という単純な取引で、消費税が5%から10%に増税となる際に価格転嫁すると販売量が10%落ち込むと仮定し、下記の3つのケースにおける小売業者、納入業者それぞれの損益状況をみてみる。

  • (ケース1)小売業者はセールをせず、納入業者に値引き要請しない
  • (ケース2)小売業者はセールを実施し、納入業者に値引き要請しない
  • (ケース3)小売業者はセールを実施し、納入業者に値引き要請する

 

<小売業者>

kouri

<納入業者>

nonyuu

上記のような価格弾力性の高いモデルを前提とすると、小売業者及び納入業者のいずれにおいても、セールを実施しない(ケース1)の利益が最も小さくなる。

小売業者とすれば、セールを実施した方がしない場合よりも利益が見込まれるような場合には、当然にセールを実行するだろう。

納入業者としては、小売業者にセールを実施してもらい、かつ自らに値引き要請がない(ケース2)が当然のことながら最も都合は良いが、(ケース3)のように値引きを受け入れたとしても、小売業者がセールを実施し販売量を確保してくれた方が、セールを実施しない(ケース1)よりも利益は多くなるので、むしろセールはWelcom!となる。

つまり、小売業者によるセールの実施が、必ずしも納入業者の利益を圧迫することにはならないということだ。

マクロにみれば、セールを行った時の価格が市場均衡点になるような場合には、セール実行時に社会的余剰は最大になるわけだが、セール禁止法はそれをわざわざ法律で禁止しようとしていることになる。

過去の消費税増税の際、増税にかこつけて納入業者に不当な値引きを強制した業者が存在し、中小企業の経営を圧迫したということであれば、その時に機能しなかった「下請法」などを改善すればいい話である。

消費税還元セール禁止法の2つの目的は、本来であれば確かに現行法で対処することが可能なものだろう。それが十分に機能していれば、だが。

 

●小売業者が価格転嫁をしづらい理由

小売業者が増税分をそのまま価格に転嫁することが難しい事情はほかにも考えられる。

・「囚人のジレンマ」的状況

消費税が増税された際、全ての小売業者が同じように増税分を価格に転嫁するのであれば、「みんなで転嫁すれば怖くない」わけだが、そこに転嫁しない者(セールを行う者)が現れると、セールを実施しなかった小売業者は競争に負けてしまう。
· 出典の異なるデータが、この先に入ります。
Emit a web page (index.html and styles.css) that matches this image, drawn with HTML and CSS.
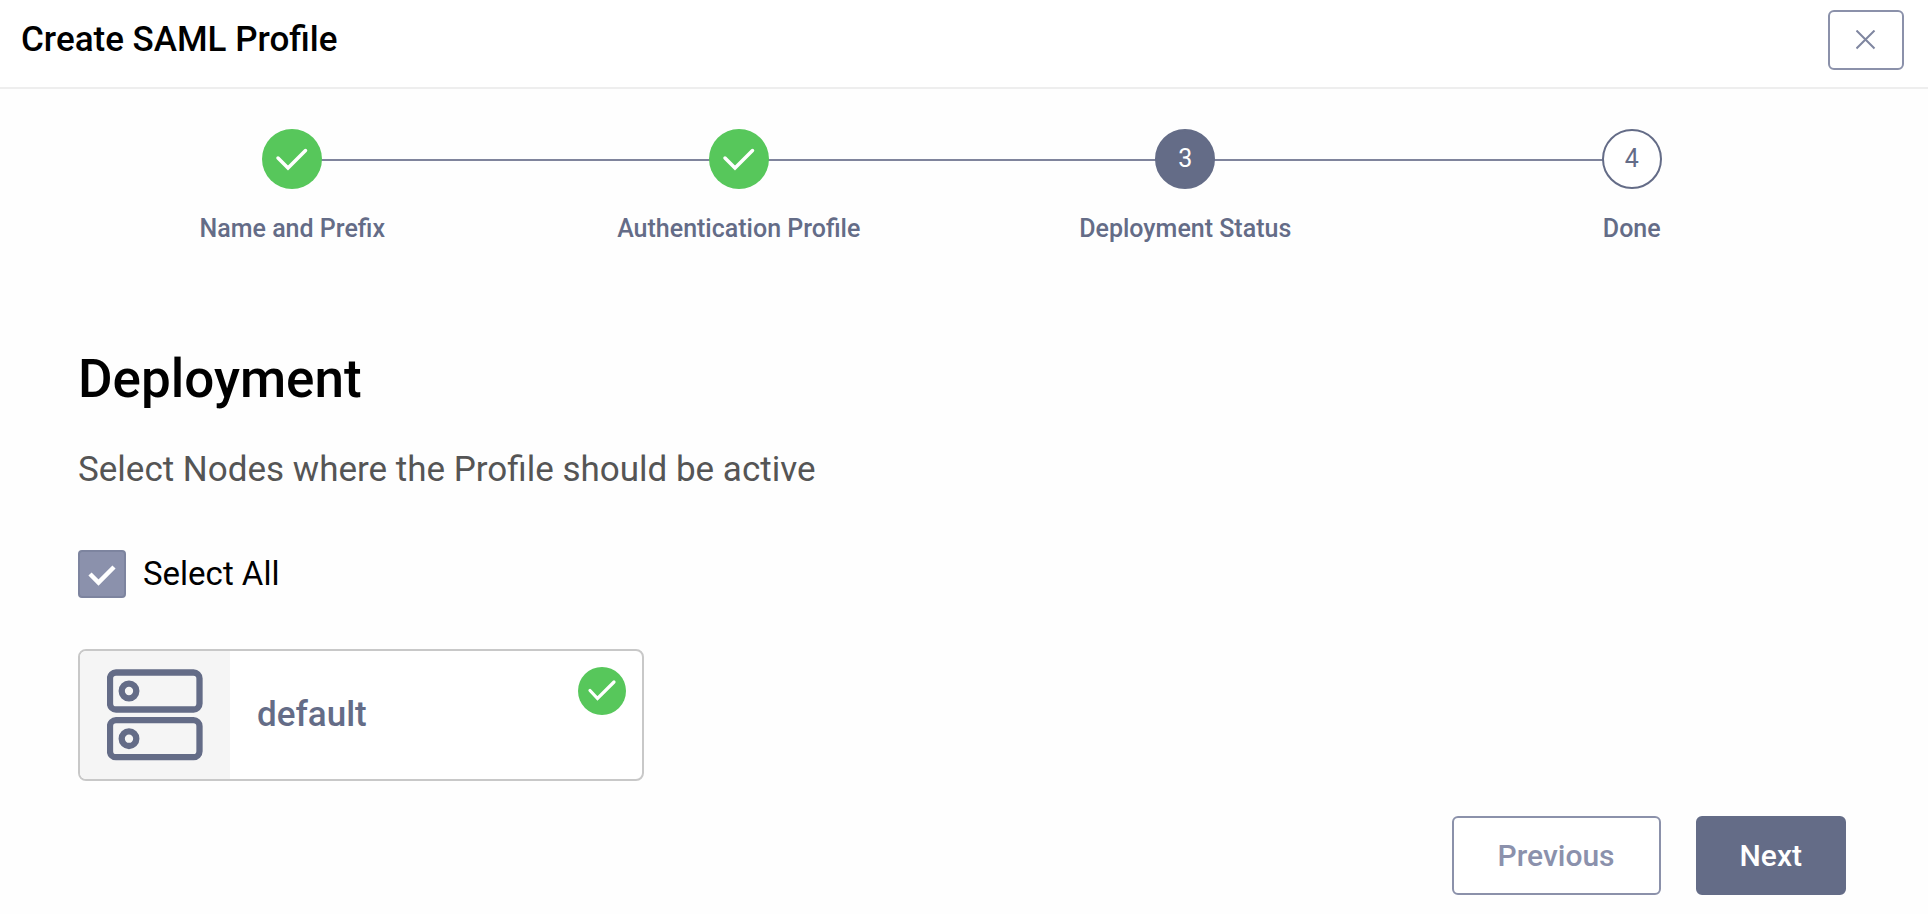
FILE: index.html
```html
<!DOCTYPE html>
<html lang="en">
<head>
<meta charset="utf-8">
<meta name="viewport" content="width=device-width, initial-scale=1">
<title>Create SAML Profile</title>
<link rel="stylesheet" href="styles.css">
</head>
<body>
<header class="header">
  <h1 class="header-title">Create SAML Profile</h1>
  <button class="close" type="button" aria-label="Close">
    <svg width="20" height="20" viewBox="0 0 20 20" fill="none" stroke="currentColor" stroke-width="2"><path d="M0.500 0.500L18.500 18.500M18.500 0.500L0.500 18.500"/></svg>
  </button>
</header>
<main>
  <ol class="steps">
    <li class="step">
      <span class="marker marker-done"><svg width="60" height="60" viewBox="0 0 60 60" fill="none" stroke="currentColor" stroke-width="3.500" stroke-linecap="round"><path d="M16 29L26 39L43.500 21.500"/></svg></span>
      <span class="step-label">Name and Prefix</span>
    </li>
    <li class="step">
      <span class="marker marker-done"><svg width="60" height="60" viewBox="0 0 60 60" fill="none" stroke="currentColor" stroke-width="3.500" stroke-linecap="round"><path d="M16 29L26 39L43.500 21.500"/></svg></span>
      <span class="step-label">Authentication Profile</span>
    </li>
    <li class="step" aria-current="step">
      <span class="marker marker-active">3</span>
      <span class="step-label">Deployment Status</span>
    </li>
    <li class="step">
      <span class="marker">4</span>
      <span class="step-label">Done</span>
    </li>
  </ol>
  <section class="content">
    <h2 class="heading">Deployment</h2>
    <p class="subtitle">Select Nodes where the Profile should be active</p>
    <label class="select-all">
      <span class="check">
        <input class="check-input" type="checkbox" checked>
        <svg class="check-icon" width="48" height="48" viewBox="0 0 48 48" fill="none" stroke="currentColor" stroke-width="4.500"><path d="M12 24L20.500 32.500L36 17"/></svg>
      </span>
      <span>Select All</span>
    </label>
    <button class="node" type="button" aria-pressed="true">
      <span class="node-icon">
        <svg width="96" height="92" viewBox="0 0 96 92" fill="none" stroke="currentColor" stroke-width="6.300">
          <rect x="3" y="3.500" width="89.500" height="37" rx="6"/>
          <rect x="3" y="51.200" width="89.500" height="37" rx="6"/>
          <circle cx="22" cy="22" r="7.300"/>
          <circle cx="22" cy="69.700" r="7.300"/>
        </svg>
      </span>
      <span class="node-name">default</span>
      <svg class="node-badge" width="48" height="48" viewBox="0 0 48 48" fill="none" stroke="currentColor" stroke-width="3.200" stroke-linecap="round"><path d="M12 23.500L19.500 31.500L36 15"/></svg>
    </button>
    <footer class="actions">
      <button class="btn" type="button">Previous</button>
      <button class="btn btn-primary" type="button">Next</button>
    </footer>
  </section>
</main>
</body>
</html>
```
FILE: styles.css
```css
* {
  box-sizing: border-box;
}

body {
  margin: 0;
  background: #fefefe;
  color: #000;
  font-family: Roboto, "Liberation Sans", sans-serif;
}

button {
  font-family: inherit;
  cursor: pointer;
}

svg {
  display: block;
}

.header {
  display: flex;
  align-items: center;
  justify-content: space-between;
  padding: 10px 24px 17px 21px;
  border-bottom: 2px solid #eee;
  background: #fff;
}

.header-title {
  margin: 0;
  font-size: 35px;
  font-weight: 500;
  line-height: 42px;
}

.close {
  display: grid;
  place-items: center;
  width: 76px;
  height: 60px;
  padding: 0;
  border: 2px solid #8b91aa;
  border-radius: 6px;
  background: #fff;
  color: #7f86a0;
}

.steps {
  display: grid;
  grid-template-columns: repeat(4, 1fr);
  margin: 0;
  padding: 40px 73px 0 69px;
  list-style: none;
}

.step {
  position: relative;
  display: flex;
  flex-direction: column;
  align-items: center;
  gap: 26px;
}

/* Connector from this marker to the next one */
.step:not(:last-child)::after {
  content: "";
  position: absolute;
  top: 30px;
  left: 50%;
  width: 100%;
  height: 2px;
  background: #7f849c;
}

.marker {
  position: relative;
  z-index: 1;
  display: grid;
  place-items: center;
  width: 60px;
  height: 60px;
  border: 2px solid #646c87;
  border-radius: 50%;
  background: #fff;
  color: #646c87;
  font-size: 25px;
  line-height: 28px;
}

.marker-done {
  border: 0;
  background: #57c75b;
  color: #fff;
}

.marker-active {
  background: #646c87;
  color: #fff;
}

.step-label {
  color: #646c87;
  font-size: 25px;
  font-weight: 500;
  line-height: 28px;
}

.content {
  display: flex;
  flex-direction: column;
  align-items: flex-start;
  padding: 106px 82px 18px 78px;
}

.heading {
  margin: 0 0 40px;
  font-size: 53px;
  font-weight: 500;
  line-height: 60px;
}

.subtitle {
  margin: 0 0 59px;
  color: #555;
  font-size: 35px;
  line-height: 42px;
}

.select-all {
  display: flex;
  align-items: center;
  gap: 17px;
  margin-bottom: 51px;
  font-size: 33px;
  line-height: 40px;
}

.check {
  display: grid;
}

.check-input,
.check-icon {
  grid-area: 1 / 1;
}

.check-input {
  appearance: none;
  width: 48px;
  height: 48px;
  margin: 0;
  border: 2px solid #7d849f;
  border-radius: 4px;
  background: #8b91ac;
}

.check-icon {
  z-index: 1;
  visibility: hidden;
  color: #fff;
  pointer-events: none;
}

.check-input:checked + .check-icon {
  visibility: visible;
}

.node {
  display: flex;
  align-items: stretch;
  width: 566px;
  max-width: 100%;
  height: 132px;
  margin-bottom: 35px;
  padding: 0;
  overflow: hidden;
  border: 2px solid #c8c8c8;
  border-radius: 8px;
  background: #fff;
  color: #646c87;
}

.node-icon {
  display: grid;
  place-items: center;
  width: 150px;
  background: #f5f5f5;
}

.node-name {
  flex: 1;
  align-self: center;
  padding-left: 27px;
  font-size: 35px;
  font-weight: 500;
  line-height: 42px;
  text-align: left;
}

.node-badge {
  margin: 16px;
  border-radius: 50%;
  background: #57c75b;
  color: #fff;
}

.actions {
  display: flex;
  gap: 35px;
  align-self: flex-end;
}

.btn {
  padding: 20px 44px;
  border: 2px solid #8b91aa;
  border-radius: 6px;
  background: #fff;
  color: #8b91ac;
  font-size: 30px;
  font-weight: 500;
  line-height: 35px;
}

.btn-primary {
  padding: 20px 42px;
  border-color: #646c87;
  background: #646c87;
  color: #fff;
}
```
このような状況(いわゆる「囚人のジレンマ」的状況?)では、セールによって利益が多少減るとしても、大負けすることを回避するために業者はセールを行わざるを得なくなる。

・価格表示の印象

現在、総額表示で980円で売られている商品は、消費税が8%になると、計算上は1,008円(=980÷1.05×1.08)となり、消費者へのアピール感が全くないマヌケな価格になってしまう。小売業者にとっては、価格表示の消費者に与える印象は販促上の重要な考慮要素であるので、そうそう簡単には価格表示を変えることはできない。

 

●総額表示の義務付け

増税の際に価格転嫁がスムーズに行われない原因の一つには、総額表示の義務付け制度にもあるとも言える。

例えば、小売価格表示に税抜価格を認めれば、消費税の税率が変わったとしても、980円の値札を変える必要はなく、レジでは増税分を含めて消費者から支払いを受けることができる。また、税抜価格表示が取引における主流となれば業者間での消費税の転嫁もスムースになるだろう。

総額表示の義務付けは小売価格の全てに適用されることになってはいるが、書籍などでは事実上いまだに適用外となっており、必ずしも徹底しているわけではない。平成16年に制定されてから約10年。ぼちぼち総額表示の義務付けについてもその功罪を検討すべき時期にあるのではないだろうか?